Our first production, written in ugly assembler code. Nothing special, but we all had a great time and learned a lot making what would become the only production featuring the entire Blasphemy crew. Vocals by Tina Dickow, an upcoming Danish singer/songwriter.
Beamed
3rd at se97.
The only Blasphemy intro so far. Music and code by Slyde with help from Dreyer. Who knows what ever happened to those cute little lightballs?
Sense
5th at se97.
Colorful, slow and moody demo. Coded almost from scratch in about a week in unoptimized C++. This time we used 32-bit true-color as you may notice. Colors everywhere.
Mundai
2nd at tp97.
This time we wanted to do an up-tempo demo. We spent quite some time working on it and originally meant it to have a "story" of some kind, but it ended up just having a certain "feeling", which is probably for the better.
Urknall
6th at tg98.
We decided to make a demo but we were not too inspired or focused. Therefore, this is a somewhat messy and incoherent series of effects. The music was made in a rush and it didn't improve things when Slyde had to change some patterns at the party-place to make it fit.
Louis Lane
2nd at se98.
This is one of the productions that make us feel like we have succeeded in making something nice. It's all very plain and simple, but the way the music works with the visuals gives it this lovely feeling. We wanted to do something clean and stylish in a high resolution, inspired by great productions like te-2rb and 24/7. Skrig/Prone joined us during the making, contributing with design and ideas, and Carebear/Orange played the drums. We got the music the night before the party, so we didn't sleep until after the deadline since everything had to be put together and timed at the party-place.
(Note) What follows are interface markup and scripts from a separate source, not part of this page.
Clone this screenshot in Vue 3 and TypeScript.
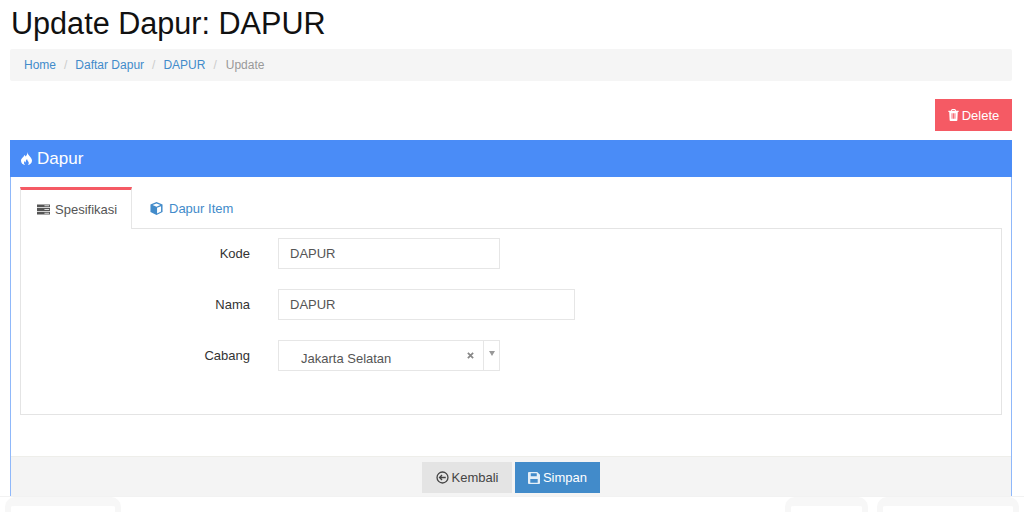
<script setup lang="ts">
const crumbs: string[] = ['Home', 'Daftar Dapur', 'DAPUR']
</script>

<template>
  <div class="page">
    <h1 class="title">Update Dapur: DAPUR</h1>
    <nav class="crumbs">
      <template v-for="c in crumbs" :key="c">
        <a class="crumb">{{ c }}</a><span class="sep">/</span>
      </template>
      <span class="current">Update</span>
    </nav>
    <div class="actions">
      <button class="btn delete">
        <svg class="ic" viewBox="0 0 12 14" width="11" height="12"><path fill="currentColor" fill-rule="evenodd" d="M4 0h4l1 2h3v1.500H11L10.500 13c0 .6-.5 1-1 1h-7c-.5 0-1-.4-1-1L1 3.500H0V2h3zM4.600 1.200L4.200 2h3.600l-.4-.8zM3.800 5v6.500h1V5zM5.500 5v6.500h1V5zM7.200 5v6.500h1V5z"/></svg>
        Delete
      </button>
    </div>
    <section class="panel">
      <header class="panel-head">
        <svg class="flame" viewBox="0 0 11 13" width="11" height="13"><path fill="#fff" fill-rule="evenodd" d="M6 0c.7 2.400-.5 3.300-1.500 4.500-.2-.7-.6-1.200-1.300-1.500C3.400 4.800 0 6 0 8.800 0 11 1.700 13 4.300 13c-1.400-1-1.700-2.400-.7-4 .3.900.6 1.300 1.200 1.500-.2-1.400.2-2.500 1.300-3.500 0 1.700 1.700 2.500 1.700 4.100 0 .8-.4 1.400-1 1.900C9.300 12.700 11 11 11 8.500 11 5.400 7.200 3.700 6 0z"/></svg>
        <span>Dapur</span>
      </header>
      <div class="panel-body">
        <div class="tabs">
          <div class="tab active">
            <svg viewBox="0 0 14 11" width="13" height="11"><path fill="#555" d="M0 0h14v3H0zM0 4h14v3H0zM0 8h14v3H0z"/><path fill="#ddd" d="M8 1h5v1H8zM8 5h5v1H8zM8 9h5v1H8z"/></svg>
            Spesifikasi
          </div>
          <div class="tab link">
            <svg viewBox="0 0 14 14" width="13" height="13"><path fill="#428bca" d="M7 0l6.500 2.800v8L7 14 .5 10.800v-8z"/><path fill="#fff" d="M7 1.600L2.800 3.300 7 5l4.200-1.700zM7.600 6.300v6l4.300-2.100V4.600z"/></svg>
            Dapur Item
          </div>
        </div>
        <div class="tab-pane">
          <div class="row">
            <label class="lbl">Kode</label>
            <input class="field short" value="DAPUR" />
          </div>
          <div class="row">
            <label class="lbl">Nama</label>
            <input class="field long" value="DAPUR" />
          </div>
          <div class="row">
            <label class="lbl">Cabang</label>
            <div class="select">
              <span class="sel-text">Jakarta Selatan</span>
              <svg class="clear" viewBox="0 0 8 8" width="7" height="7"><path stroke="#888" stroke-width="2" d="M1 1l6 6M7 1L1 7"/></svg>
              <span class="arrow"><i></i></span>
            </div>
          </div>
        </div>
      </div>
      <footer class="panel-foot">
        <button class="btn back">
          <svg class="ic" viewBox="0 0 14 14" width="13" height="13"><circle cx="7" cy="7" r="5.900" fill="none" stroke="currentColor" stroke-width="1.400"/><path fill="none" stroke="currentColor" stroke-width="1.400" d="M10.500 7H4M6.500 4.300L3.800 7l2.700 2.700"/></svg>
          Kembali
        </button>
        <button class="btn save">
          <svg class="ic" viewBox="0 0 13 13" width="12" height="12"><path fill="currentColor" fill-opacity=".85" fill-rule="evenodd" d="M1 0h9l3 3v9a1 1 0 0 1-1 1H1a1 1 0 0 1-1-1V1a1 1 0 0 1 1-1zm2 1.300v3.400h6.500V1.300zM2.500 7.500v4.200h8V7.500z"/></svg>
          Simpan
        </button>
      </footer>
    </section>
    <div class="bottom">
      <div class="ghost g1"></div>
      <div class="ghost g2"></div>
      <div class="ghost g3"></div>
    </div>
  </div>
</template>

<style>
html, body { margin: 0; overflow: hidden; background: #fff; }
</style>

<style scoped>
.page {
  width: 1024px;
  height: 512px;
  overflow: hidden;
  box-sizing: border-box;
  padding: 0 12px 0 10px;
  font-family: "Liberation Sans", Arial, sans-serif;
  font-size: 13px;
  color: #333;
  background: #fff;
}
.title {
  margin: 0;
  padding: 5px 0 0 1px;
  height: 49px;
  box-sizing: border-box;
  font-size: 30.6px;
  line-height: 36px;
  font-weight: 400;
  color: #111;
}
.crumbs {
  height: 32px;
  display: flex;
  align-items: center;
  padding-left: 14px;
  background: #f5f5f5;
  border-radius: 2px;
  font-size: 12px;
}
.crumb { color: #428bca; }
.sep { color: #ccc; padding: 0 8px; }
.current { color: #999; margin-left: 1px; }
.actions {
  display: flex;
  justify-content: flex-end;
  height: 59px;
  padding-top: 18px;
  box-sizing: border-box;
}
.btn {
  border: 0;
  font-family: inherit;
  font-size: 13px;
  display: inline-flex;
  align-items: center;
  justify-content: center;
  gap: 3px;
  padding: 0;
}
.delete {
  width: 77px;
  height: 32px;
  background: #f55a64;
  color: #fff;
}
.panel {
  border: 1px solid #8fb8fa;
  border-top: 0;
  border-bottom: 0;
}
.panel-head {
  height: 37px;
  margin: 0 -1px;
  background: #4a8cf7;
  color: #fff;
  font-size: 17px;
  display: flex;
  align-items: center;
  gap: 5px;
  padding-left: 11px;
}
.panel-body {
  height: 279px;
  box-sizing: border-box;
  padding: 10px 9px 0;
}
.tabs {
  display: flex;
  height: 42px;
  margin-bottom: -1px;
  position: relative;
}
.tab {
  width: 112px;
  height: 42px;
  box-sizing: border-box;
  display: flex;
  align-items: center;
  justify-content: flex-start;
  gap: 5px;
  font-size: 13px;
  color: #555;
  padding-bottom: 1px;
}
.tab.active {
  background: #fff;
  border-top: 3px solid #f55a64;
  border-left: 1px solid #e6e6e6;
  border-right: 1px solid #e6e6e6;
  padding-left: 16px;
  padding-top: 1px;
}
.tab.link {
  color: #428bca;
  width: 118px;
  gap: 6px;
  padding-left: 18px;
  padding-top: 2px;
}
.tab-pane {
  height: 187px;
  box-sizing: border-box;
  border: 1px solid #e4e4e4;
  padding-top: 9px;
}
.row {
  display: flex;
  align-items: center;
  height: 31px;
  margin-bottom: 20px;
}
.lbl {
  width: 229px;
  text-align: right;
  font-size: 13px;
  color: #333;
  padding-right: 28px;
  box-sizing: content-box;
  flex: none;
}
.field {
  height: 31px;
  box-sizing: border-box;
  border: 1px solid #e6e6e6;
  padding: 0 11px;
  font: 13px "Liberation Sans", Arial, sans-serif;
  color: #555;
  outline: none;
  background: #fff;
}
.short { width: 222px; }
.long { width: 297px; }
.select {
  width: 222px;
  height: 31px;
  box-sizing: border-box;
  border: 1px solid #e6e6e6;
  display: flex;
  align-items: center;
  font-size: 13px;
  color: #555;
  background: #fff;
}
.sel-text { flex: 1; padding-left: 22px; padding-top: 5px; }
.clear {
  margin-right: 9px;
  margin-top: -1px;
}
.arrow {
  width: 16px;
  height: 100%;
  border-left: 1px solid #e6e6e6;
  display: flex;
  justify-content: center;
  padding-top: 10px;
  box-sizing: border-box;
}
.arrow i {
  width: 0;
  height: 0;
  border-left: 3px solid transparent;
  border-right: 3px solid transparent;
  border-top: 5px solid #999;
}
.panel-foot {
  height: 41px;
  box-sizing: border-box;
  background: #f4f4f4;
  border-top: 1px solid #eeeeea;
  display: flex;
  justify-content: center;
  gap: 3px;
  padding: 5px 0 0 0;
}
.back {
  width: 90px;
  height: 31px;
  background: #e4e4e4;
  color: #444;
}
.save {
  width: 85px;
  height: 31px;
  background: #428bca;
  color: #fff;
}
.bottom {
  display: flex;
  border-top: 1px solid #f2f2f2;
  margin: -1px -12px 0 -10px;
  position: relative;
  height: 20px;
}
.ghost {
  position: absolute;
  top: 0;
  height: 30px;
  box-sizing: border-box;
  background: #fff;
  border: 6px solid #f7f7f7;
  border-top-width: 9px;
  border-radius: 10px 10px 0 0;
}
.g1 { left: 5px; width: 116px; }
.g2 { left: 785px; width: 83px; }
.g3 { left: 877px; width: 142px; }
</style>
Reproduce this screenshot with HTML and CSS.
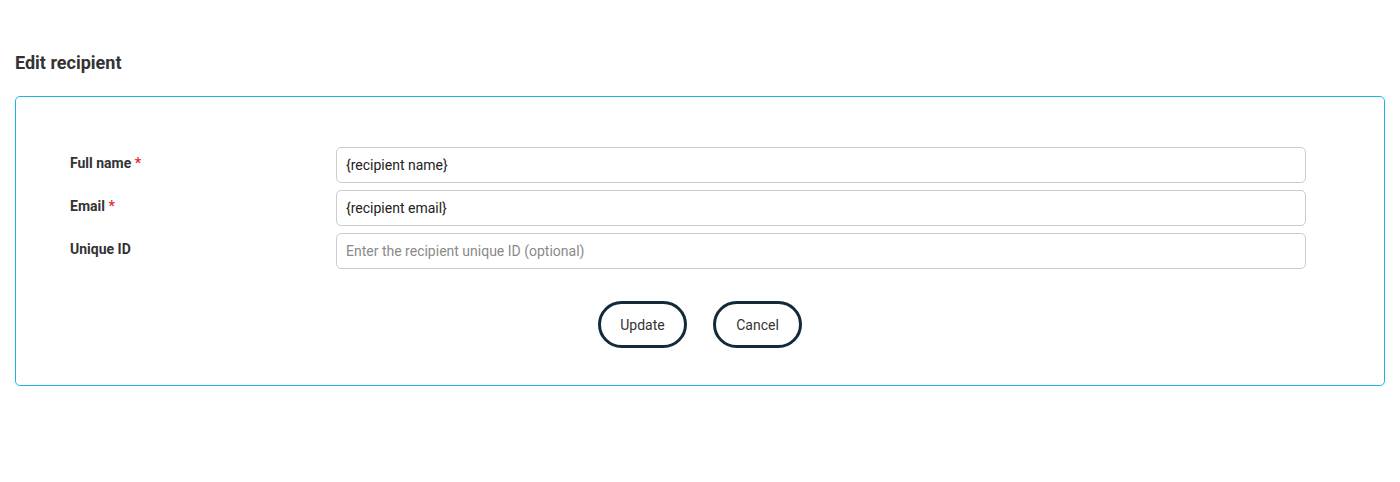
FILE: index.html
```html
<!DOCTYPE html>
<html lang="en">
<head>
    <meta charset="UTF-8">
    <meta name="viewport" content="width=device-width, initial-scale=1.0">
    <title>Edit recipient</title>
    <link rel="stylesheet" href="styles.css">
</head>
<body>
    <div class="page">
        <h3 class="page-title">Edit recipient</h3>
        <div class="card">
            <form class="recipient-form" onsubmit="return false">
                <div class="form-row">
                    <label class="form-label" for="fullName">Full name <span class="required">*</span></label>
                    <input type="text" id="fullName" class="form-input" value="{recipient name}">
                </div>
                <div class="form-row">
                    <label class="form-label" for="email">Email <span class="required">*</span></label>
                    <input type="text" id="email" class="form-input" value="{recipient email}">
                </div>
                <div class="form-row">
                    <label class="form-label" for="uniqueId">Unique ID</label>
                    <input type="text" id="uniqueId" class="form-input" placeholder="Enter the recipient unique ID (optional)">
                </div>
                <div class="form-actions">
                    <button class="pill-button">Update</button>
                    <button class="pill-button">Cancel</button>
                </div>
            </form>
        </div>
    </div>
</body>
</html>
```

FILE: styles.css
```css
body {
    font-family: Roboto, "Liberation Sans", Arial, sans-serif;
    background-color: #fff;
    color: #333;
    margin: 0;
    padding: 0;
}

.page {
    padding: 53px 15px 0 15px;
}

.page-title {
    margin: 0 0 23px 0;
    font-size: 18px;
    line-height: 20px;
    font-weight: 700;
    color: #333;
}

.card {
    border: 1px solid #1eb4e6;
    border-radius: 5px;
    padding: 50px 78px 37px 54px;
}

.form-row {
    display: grid;
    grid-template-columns: 266px 1fr;
    margin-bottom: 7px;
}

.form-label {
    font-size: 14px;
    font-weight: 700;
    line-height: 16px;
    padding-top: 8px;
    color: #333;
}

.required {
    color: #e03030;
}

.form-input {
    height: 36px;
    box-sizing: border-box;
    border: 1px solid #ccc;
    border-radius: 5px;
    padding: 0 9px;
    font-family: inherit;
    font-size: 14px;
    color: #222;
    outline: none;
}

.form-input::placeholder {
    color: #8a8a8a;
}

.form-actions {
    display: flex;
    justify-content: center;
    gap: 26px;
    margin-top: 32px;
    margin-right: -24px;
}

.pill-button {
    width: 89px;
    height: 47px;
    border: 3px solid #132a3a;
    border-radius: 24px;
    background-color: #fff;
    font-family: inherit;
    font-size: 14px;
    color: #333;
    cursor: pointer;
}

.pill-button:hover {
    background-color: #f5f5f5;
}
```
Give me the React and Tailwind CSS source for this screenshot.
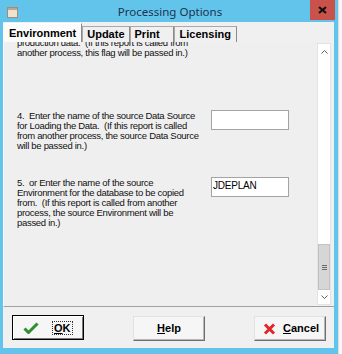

After this, we promised ourselves to finish our future productions before arriving at a party. We didn't keep the promise.
The design in Louis Lane turned out to be quite like Plastik by Purple, which was released at the same party. We had previously talked to Purple about doing a co-op production, and since we apparently had very similar ideas regarding design, we decided to work together on a demo for The Party 1998.
Kkowboy
3rd at tp98.
We spent quite some time in "megabyte", the Purple/FudGe hippie commune, discussing design, screen modes and effects with Vipa and Thorsten, while Craft/FudGe was hanging around, trying to steal our secrets and do general sabotage. He didn't succeed though, and we managed to finish before deadline after some intense work at the party place. Mellow-d composed some music that fitted the style perfectly, and the result was a demo that we were, and still are, very pleased with.
Moral Hard Candy
1st at se99.
Our latest production is based on a tune our Suomi friend Mellow-d sent us and some ideas we had been working with during the spring of '99. We wanted to move away from the very clean style of Louis Lane and Kkowboy and do something more "dirty", with photographic backgrounds and several layers moving around the screen all the time. We arranged a photo-session, walking around the city of Aarhus taking snapshots of weird things, which gave us material for the graphics, although an old telex manual also played a significant part in the design. Since we (Byter and Slyde) were working two jobs at the time, we were forced to work night and day, taking time off from work, in the week before the party.
The Blasphemy web-site is located at http://xxx.blasphemy.dk/.
(This page is now defunct, in 2009. The URL http://www.blasphemy.dk/ leads to a blog. Use pouet.net to get the releases of Blasphemy.
There were two more releases, which were made after this article: "Megademo 2000" and the Java demo "No you dont".)